Location of Brakes to Replace
Most modern vehicles have disc brakes on the front of the vehicle and drum brakes at the rear. Older vehicles, on the other hand, typically have drum brakes for all wheels. Before you purchase a brake conversion kit, make sure you know exactly what parts you’re replacing. Some people just replace the front drum brakes in order to match the current braking system standards in most modern cars. Some choose to replace all four drum brakes with disc brakes so that everything will be upgraded all in one go. Cars with front disc brakes and rear drum brakes will obviously only need a rear disc brake conversion kit.
Power Brakes Upgrade
When doing a drum to disc brake conversion, some people also opt to simultaneously do a power brake upgrade. If you have the budget for more parts, doing a drum to disc and manual to power upgrade at the same time can save you a lot of time on labor if you’re doing the conversion yourself, or a lot of money on professional labor costs.If you choose to do both upgrades at once, make sure that you’re getting disc and power brake conversion kits that are compatible with your vehicle and with each other.
Quality of Materials Used
When it comes to quality of materials, the two specific components that need to be made of durable materials are the rotors and the brake pads.
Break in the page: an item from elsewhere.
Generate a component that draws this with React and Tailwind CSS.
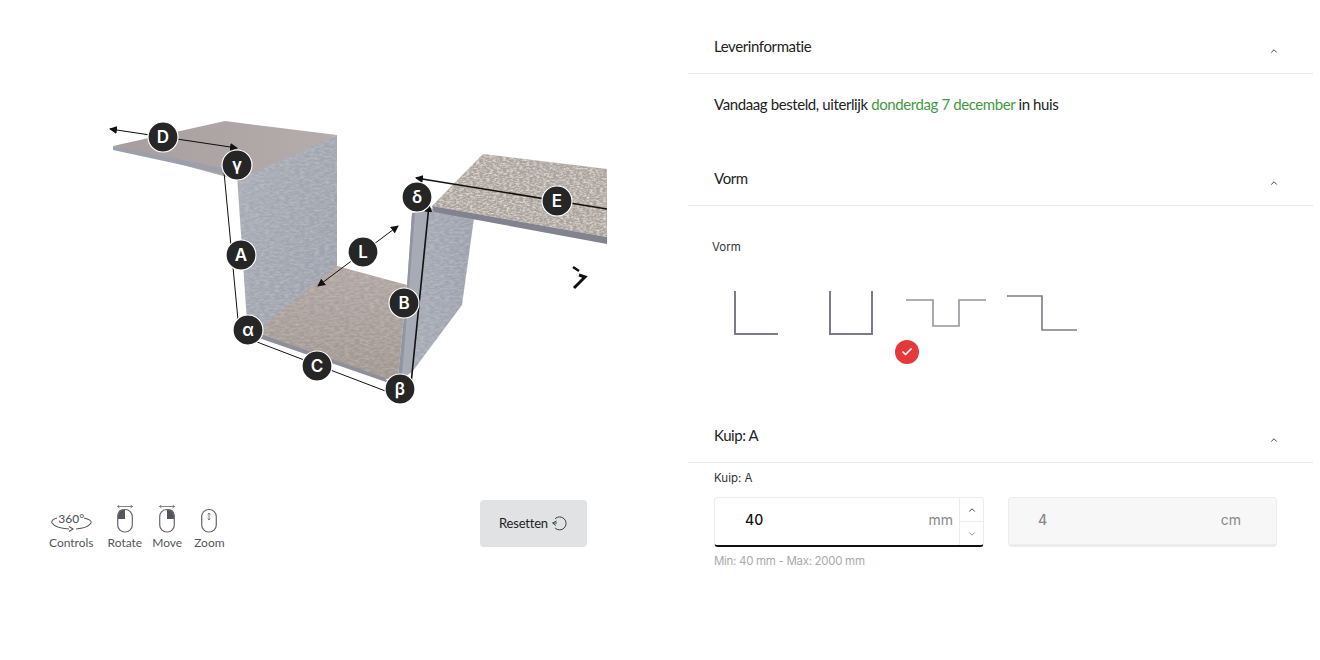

Try to look for brake pads that are made from ceramic and copper fibers. These materials reduce rotor fade and last longer than other materials. Cast iron is most often used for the rotor. However, if you have the cash to spare, it’s better to choose a brake conversion kit with steel rotors. Steel rotors are more lightweight and they resist corrosion better than cast iron rotors.
How Much Does a Disc Brake Conversion Kit Cost?
The cost of a disc brake conversion kit depends on what’s included in the kit. You can purchase brake conversion kits as a two-wheel set or a complete four-wheel conversion kit. Prices range from around $500 to $2000.
Because brake conversion requires several types of tools and a thorough knowledge of the braking system, it’s not really a job for inexperienced home mechanics. If you’re unsure, it’s best to let a professional install your brake conversion kit for you.